Priority 4: Retirement contributions. I aim for 10% of gross income, but this flexes based on how much cleared the first three priorities. Some months it’s 15%, other months it’s 5%. Over time it averages out.
Priority 5: Everything else. Vacations, new furniture, aggressive savings goals. These only get funded after priorities 1-4 are handled.
This stack prevents the common mistake of saving aggressively during a good month, then having to raid those savings two months later when income drops. You’re building financial stability in the right order instead of trying to do everything simultaneously.
FAQ
How long does it take to stabilize a budget with irregular income?
Realistically, about three to six months. The first month you’re just establishing your foundation number and starting to track actual spending patterns. By month three, you’ll have enough income data to calculate a realistic average and adjust your holding account target. By month six, the system starts feeling automatic rather than something you’re constantly adjusting. Don’t expect it to feel smooth immediately—irregular income budgeting requires a longer setup period than traditional budgeting.
What if my income is too low to build a holding account?
Start smaller than you think you need to. Even $200 in a holding account gives you some cushion when income dips. I started with $150 and added $50-100 whenever I had a better month. It took time, but that small buffer prevented overdraft fees that would have cost more than I was saving. If your income barely covers your foundation number consistently, the real problem isn’t budgeting technique—it’s income level. That might mean taking on additional work, cutting fixed expenses, or both until you have breathing room.
Should I use budgeting apps for variable income?
Most budgeting apps assume regular income and force you into monthly categories that don’t flex well.
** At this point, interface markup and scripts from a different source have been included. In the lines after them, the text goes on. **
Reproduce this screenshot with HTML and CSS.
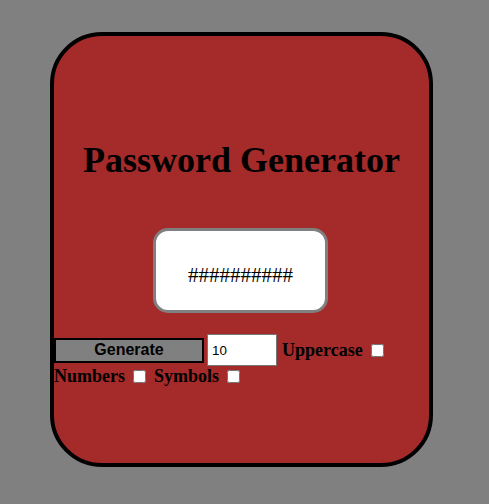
FILE: index.html
```html
<!DOCTYPE html>
<html>
<head>
<meta charset="utf-8">
<link rel="stylesheet" href="styles.css">
</head>
<body>
<div class="card">
  <h1 class="title">Password Generator</h1>
  <div class="output">##########</div>
  <div class="controls">
    <div class="row">
      <button class="gen">Generate</button>
      <input class="len" type="text" value="10">
      <label class="opt">Uppercase</label>
      <input class="chk" type="checkbox">
    </div>
    <div class="row">
      <label class="opt">Numbers</label>
      <input class="chk" type="checkbox">
      <label class="opt">Symbols</label>
      <input class="chk" type="checkbox">
    </div>
  </div>
</div>
</body>
</html>
```
FILE: styles.css
```css
html, body {
  margin: 0;
  padding: 0;
  background: #808080;
}
body {
  font-family: "Liberation Serif", "Times New Roman", serif;
  height: 504px;
  overflow: hidden;
}
.card {
  box-sizing: content-box;
  width: 375px;
  height: 427px;
  margin: 32px 0 0 50px;
  border: 4px solid #000;
  border-radius: 52px;
  background: #a52a2a;
}
.title {
  margin: 103px 0 0;
  font-size: 36px;
  font-weight: bold;
  line-height: normal;
  text-align: center;
  color: #000;
}
.output {
  box-sizing: border-box;
  width: 175px;
  height: 85px;
  margin: 47px auto 0;
  padding-top: 32px;
  background: #fff;
  border: 3px solid #808080;
  border-radius: 15px;
  font-family: "Liberation Serif", serif;
  font-size: 21px;
  line-height: normal;
  text-align: center;
  color: #000;
  transform: translateX(-1px);
}
.controls {
  margin-top: 21px;
}
.row {
  display: flex;
  align-items: center;
}
.gen {
  box-sizing: border-box;
  width: 150px;
  height: 25px;
  margin: 0 3px 0 0;
  padding: 0;
  background: #808080;
  border: 2px solid #000;
  font-family: "Liberation Sans", Arial, sans-serif;
  font-weight: bold;
  font-size: 16px;
  color: #000;
}
.len {
  box-sizing: border-box;
  width: 70px;
  height: 32px;
  margin: 0 5px 0 0;
  padding: 0 4px;
  border: 1px solid #767676;
  background: #fff;
  font-family: "Liberation Sans", Arial, sans-serif;
  font-size: 13.33px;
  color: #000;
}
.opt {
  font-size: 18px;
  font-weight: bold;
  line-height: 21px;
  color: #000;
}
.chk {
  width: 13px;
  height: 13px;
  margin: 0 8px;
}
```
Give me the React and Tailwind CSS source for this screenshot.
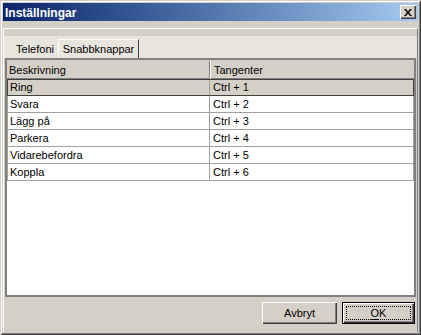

I tried YNAB, Mint, and EveryDollar before giving up and building a simple spreadsheet. The spreadsheet lets me track incoming payments by project, calculate my rolling six-month average, and adjust allocations based on actual cash flow rather than calendar months. If you’re comfortable with basic spreadsheet formulas, that’s usually better than fighting with app limitations. The exception is if you find an app specifically designed for freelancers or irregular income—those exist but are less common.
Budgeting with unpredictable income isn’t about finding the perfect system. It’s about building one that matches how money actually flows into your life instead of how personal finance influencers say it should flow. The foundation number method won’t make your income less volatile, but it will make the volatility manageable instead of terrifying.